Article 391 punishes for ‘wilfully disobeying the demands of the prison administration’ and allows for an extra sentence of from 1-3 years to be imposed for what is termed persistently disobeying the legitimate demands of prison authorities, or any other form of resistance.  This is measured by whether a prisoner has, for example, been placed in a punishment cell or similar penalties more than once within the space of a year. 

The norm has been condemned by, among others, the European Committee for the Prevention of Torture which called for it to be abolished in two recent reports (in 2017 and 2018).  Ukrainian legal experts point out that the norm runs counter to the conceptual basis of Ukraine’s 2001 Criminal Code in that it allows administrative offences to be used as the justification for criminal prosecution.  This is something that Russia has recently introduced through Article 212.1 of its criminal code, introduced in July 2014.  That allows for criminal proceedings and a sentence of up to 5 years if a court has issued three rulings on administrative offences within 180 days.  Since such administrative prosecutions against peaceful protesters are virtually standard under the current Russian regime, so criminal prosecution can be easily organized.  It is probably no accident that the two men thus far imprisoned under this new article – Ildar Dadin and Konstantin Kotov – have both tirelessly come out in support of the Kremlin’s Ukrainian political prisoners and in opposition to Russia’s aggression against Ukraine.

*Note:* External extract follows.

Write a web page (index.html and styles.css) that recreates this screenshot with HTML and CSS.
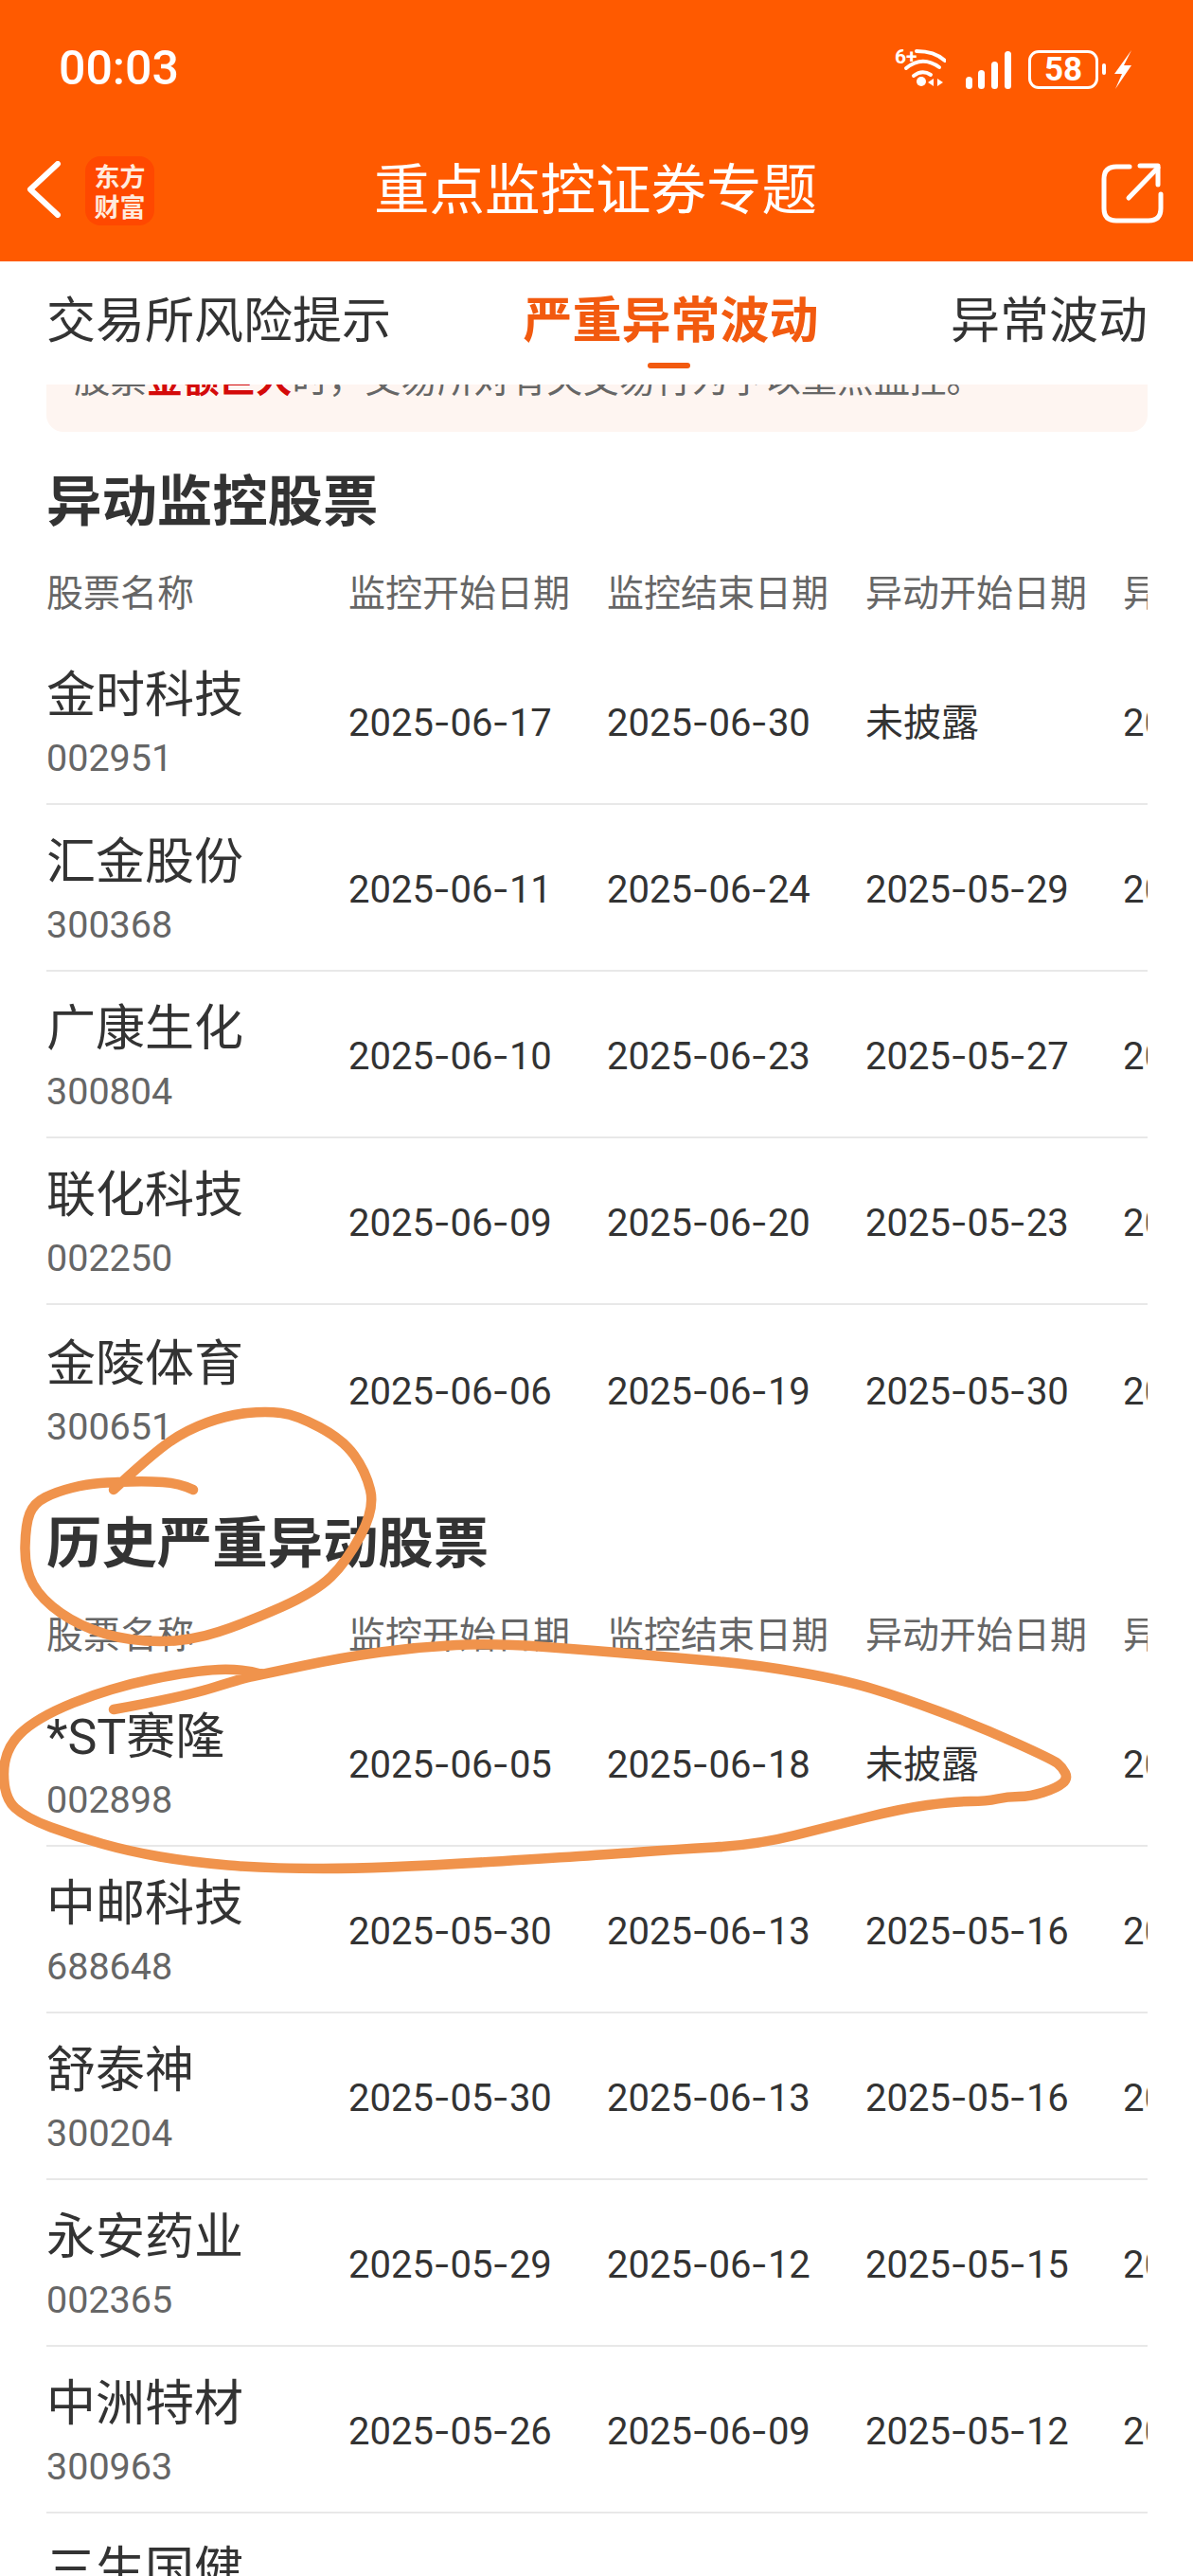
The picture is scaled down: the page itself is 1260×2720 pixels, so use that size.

In their appeal, KHPG and UHHRU point out that Article 391 also breaches Articles 21 and 24 of Ukraine’s Constitution since it is fundamentally discriminatory.  What for one person is an administrative misdemeanour can result in criminal charges for another person, if the latter is already serving a sentence.  The Register of Court Rulings shows that there were 854 sentences under Article 391 from 1 January 2010 to 30 June 2019. 775 were in punishment for refusing to clear prison premises, or similar work   Some of them were quite staggeringly trivial, like not sleeping in the place designated, or not wearing the correct clothing.  There have been 13 sentences for keeping prohibited items, including mobile phones.  Virtually none warranted criminal prosecution, and certainly not extra time added to a sentence, yet in only 25 of the 854 cases did the sentences involve punishment of less than a year’s extra sentence.  Over 110 cases involved sentences of two years or slightly more, while in 21 cases people received a further three-year sentence.  

Former prisoners have asserted that the norm is used specifically against prisoners who complain about infringements of their rights, conditions, etc.  Human rights groups have concluded that the norm is indeed used as a method for reprisals and insist that it must be abolished.